Mark: We need to know what the current data has. We have told vetters to use the style for a UI list or menu, but many have not followed this approach [Peter: A table in section E at the end of this document provides some data]. Mechanically it might be easiest to go from the middle-of-text style to the others.

Steven: For collecting the data, if we had good scenarios, we could present current data on contexts: 1, 2, 3 and ask vetters which are correct/incorrect.

2. Grammatical case (noun case)

Slavic languages, Greek, Finnish /Hungarian, and probably many other languages have multiple noun cases for day name and especially for month name (as well as multiple forms for time zone names, plural units, language names, etc.).

For month and day names, one dimension of variation is whether the name is used by itself (nominative form) or is part of an expression like “on Monday” or “in January” (some variety of locative/ablative form). These forms are quite important. Expressions like “before January” or “about January” require additional grammatical forms of month names in some languages (e.g. Polish), but those are probably not as important and won’t be considered here.

For month names, a second dimension is whether a day number is used with the month; all of the languages mentioned above have different grammatical forms for month name (genitive, partitive, locative, etc. depending on the language) when used with a day number.

In current CLDR data, standalone is used for the nominative form, and format is used for one of the other possibilities. Here are examples for Finnish and Czech (bold forms are currently in CLDR):

Many of these languages also have two grammatical forms for a time zone name, depending on whether it occurs by itself or with an actual time.

Finally, for language names, some of these languages have many noun forms. Most of these are not relevant for the types of usage that CLDR supports. However, for some languages like Czech, names in a list of languages need to be either in noun form or adjective form depending on how the list is being used (e.g. adjective form in a list of keyboard languages). Mark: The adjective form is ugly, since it will need to agree with the noun.

Note that there are similar issues for plural units, e.g. “3 hours” versus “in 3 hours”. Mark: Need to ensure that CLDR vetters and clients understand that the plural units are for durations (e.g. of a video), not a relative time.

3. Particles

In some languages such as Greek, French, and Catalan, day and month names in running text need an associated article or other particle, and this may depend on gender and/or spelling of the name. In Greek, Saturday is neuter but other weekdays are feminine, so in text one has “η Δευτέρα” (Monday) but “το Σάββατο” (Saturday). For “on Monday” etc., the particle for the feminine days is either “τη” or “την” depending on the spelling of the day. Lack of support for these articles is considered a major problem.

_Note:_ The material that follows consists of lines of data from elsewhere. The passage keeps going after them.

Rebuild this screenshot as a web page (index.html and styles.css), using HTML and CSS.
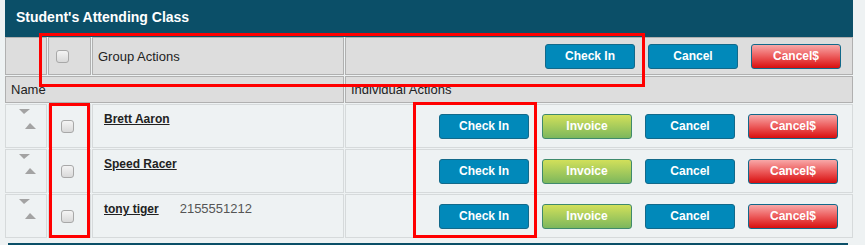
FILE: index.html
```html
<!DOCTYPE html>
<html>
<head>
    <title>Student's Attending Class</title>
    <link rel="stylesheet" href="styles.css">
</head>
<body>
    <div class="panel">
        <div class="panel-title">Student's Attending Class</div>

        <div class="grid-row group-row">
            <div class="cell"></div>
            <div class="cell group-check"><input type="checkbox" class="box"></div>
            <div class="cell label-cell">Group Actions</div>
            <div class="cell actions group-actions">
                <button class="btn btn-blue">Check In</button>
                <button class="btn btn-blue">Cancel</button>
                <button class="btn btn-red">Cancel$</button>
            </div>
        </div>

        <div class="grid-row head-row">
            <div class="cell label-cell">Name</div>
            <div class="cell label-cell">Individual Actions</div>
        </div>

        <div class="grid-row student-row">
            <div class="cell sort-cell"><span class="arrow-down"></span><span class="arrow-up"></span></div>
            <div class="cell row-check"><input type="checkbox" class="box"></div>
            <div class="cell name-cell"><a href="#" class="student">Brett Aaron</a></div>
            <div class="cell actions">
                <button class="btn btn-blue">Check In</button>
                <button class="btn btn-green">Invoice</button>
                <button class="btn btn-blue">Cancel</button>
                <button class="btn btn-red">Cancel$</button>
            </div>
        </div>

        <div class="grid-row student-row">
            <div class="cell sort-cell"><span class="arrow-down"></span><span class="arrow-up"></span></div>
            <div class="cell row-check"><input type="checkbox" class="box"></div>
            <div class="cell name-cell"><a href="#" class="student">Speed Racer</a></div>
            <div class="cell actions">
                <button class="btn btn-blue">Check In</button>
                <button class="btn btn-green">Invoice</button>
                <button class="btn btn-blue">Cancel</button>
                <button class="btn btn-red">Cancel$</button>
            </div>
        </div>

        <div class="grid-row student-row">
            <div class="cell sort-cell"><span class="arrow-down"></span><span class="arrow-up"></span></div>
            <div class="cell row-check"><input type="checkbox" class="box"></div>
            <div class="cell name-cell"><a href="#" class="student">tony tiger</a><span class="phone">2155551212</span></div>
            <div class="cell actions">
                <button class="btn btn-blue">Check In</button>
                <button class="btn btn-green">Invoice</button>
                <button class="btn btn-blue">Cancel</button>
                <button class="btn btn-red">Cancel$</button>
            </div>
        </div>

        <!-- annotation boxes drawn over the table -->
        <div class="mark mark-group"></div>
        <div class="mark mark-checks"></div>
        <div class="mark mark-checkin"></div>
    </div>
    <div class="next-bar"></div>
</body>
</html>
```

FILE: styles.css
```css
body {
    font-family: "Liberation Sans", Arial, sans-serif;
    background-color: #eef2f3;
    margin: 0;
    padding: 0;
    color: #222;
}

.panel {
    position: relative;
    width: 848px;
    margin-left: 5px;
}

.panel-title {
    background-color: #0b4f68;
    color: white;
    font-weight: bold;
    font-size: 14px;
    height: 37px;
    line-height: 35px;
    padding-left: 11px;
    box-sizing: border-box;
}

.grid-row {
    display: grid;
    grid-template-columns: 42px 43px 252px 508px;
    column-gap: 1px;
    margin-bottom: 1px;
}

.head-row {
    grid-template-columns: 339px 508px;
}

.cell {
    box-sizing: border-box;
    border: 1px solid #b0b0b0;
    background-color: #dddddd;
    font-size: 13px;
}

.group-row .cell {
    height: 38px;
}

.head-row .cell {
    height: 27px;
}

.label-cell {
    display: flex;
    align-items: center;
    padding-left: 5px;
}

.student-row .cell {
    height: 44px;
    background-color: #eef2f3;
    border-color: #d6dadb;
}

.group-check {
    display: flex;
    align-items: center;
    padding-left: 7px;
}

.row-check {
    display: flex;
    align-items: center;
    padding-left: 12px;
}

.box {
    appearance: none;
    -webkit-appearance: none;
    width: 13px;
    height: 13px;
    margin: 0;
    border: 1px solid #a8a8a8;
    border-radius: 3px;
    background: linear-gradient(#f4f4f4, #d9d9d9);
}

.sort-cell {
    display: flex;
    flex-direction: column;
    align-items: flex-start;
}

.arrow-down {
    width: 0;
    height: 0;
    margin: 4px 0 0 13px;
    border-left: 5px solid transparent;
    border-right: 6px solid transparent;
    border-top: 5px solid #a3a3a3;
}

.arrow-up {
    width: 0;
    height: 0;
    margin: 9px 0 0 19px;
    border-left: 5px solid transparent;
    border-right: 6px solid transparent;
    border-bottom: 6px solid #a3a3a3;
}

.name-cell {
    padding: 6px 0 0 11px;
    line-height: 15px;
}

.student {
    color: #222;
    font-size: 12px;
    font-weight: bold;
}

.phone {
    margin-left: 21px;
    color: #555;
    font-size: 13px;
}

.actions {
    display: flex;
    justify-content: flex-end;
    align-items: center;
    gap: 13px;
    padding-right: 14px;
}

.group-actions {
    padding-right: 11px;
}

.btn {
    width: 90px;
    height: 25px;
    padding: 0;
    border: 1px solid #12698a;
    border-radius: 3px;
    color: white;
    font-family: "Liberation Sans", Arial, sans-serif;
    font-size: 12px;
    font-weight: bold;
    cursor: pointer;
}

.btn-blue {
    background-color: #0189ba;
}

.btn-green {
    background: linear-gradient(#d2e05a, #7cb75d);
    border-color: #3f8a6c;
}

.btn-red {
    background: linear-gradient(#f8a8a8, #ec5a5a 50%, #d80f0f);
}

.mark {
    position: absolute;
    box-sizing: border-box;
    border: 3px solid #ff0000;
}

.mark-group {
    left: 34px;
    top: 33px;
    width: 606px;
    height: 54px;
}

.mark-checks {
    left: 44px;
    top: 103px;
    width: 41px;
    height: 135px;
}

.mark-checkin {
    left: 408px;
    top: 102px;
    width: 124px;
    height: 136px;
}

.next-bar {
    width: 840px;
    height: 4px;
    margin: 5px 0 0 8px;
    background-color: #0b4f68;
}
```
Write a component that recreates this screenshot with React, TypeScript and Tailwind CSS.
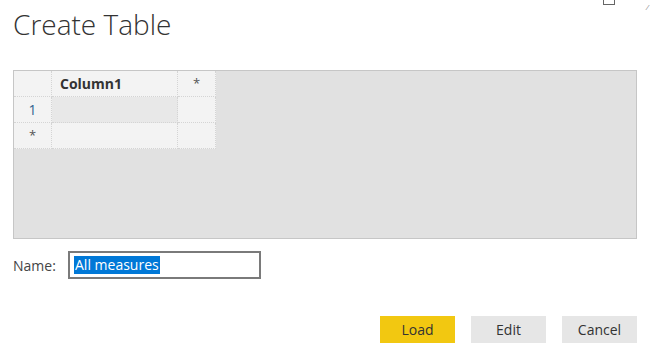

Note that current CLDR Catalan data uses format/standalone to distinguish month names with and without articles.

4. Degree of ambiguity allowed

Narrow day and month names may be ambiguous. Depending on how there are used, this may be acceptable. For example, if narrow weekday names are shown at the tops of columns on a calendar page, there is enough context to disambiguate which day is which. However, a narrow weekday name shown in an isolated date format may not be adequate. ICU needs to provide enough context information to allow use of ambiguous names only when appropriate.

Mark: This is really a distinction in width, not between format and standalone.

B. Current solution

1. Format vs standalone

The current choice between “format” and “standalone” forms conflates all of the distinct issues above (except perhaps degree of ambiguity) into a single choice. CLDR vetters need to pick two points in the 4-D space as representing the “format” and “standalone” forms. For Slavic month names, typically the standalone form is a capitalized nominative (for use without day number), while the format form is in lowercase and intended for use with day number. This results in incorrect capitalization for many situations, and also does not address the important “on/in Xxx” forms.

2. inList, inText

<inList> “controls whether display names (language, territory, etc) are title cased in GUI menu lists and the like,” for languages that normally use lowercase for these; the options are "titlecase-words" or "titlecase-firstword", with special handling supposedly available by using alt="list" on elements that need it (what it does is not specified).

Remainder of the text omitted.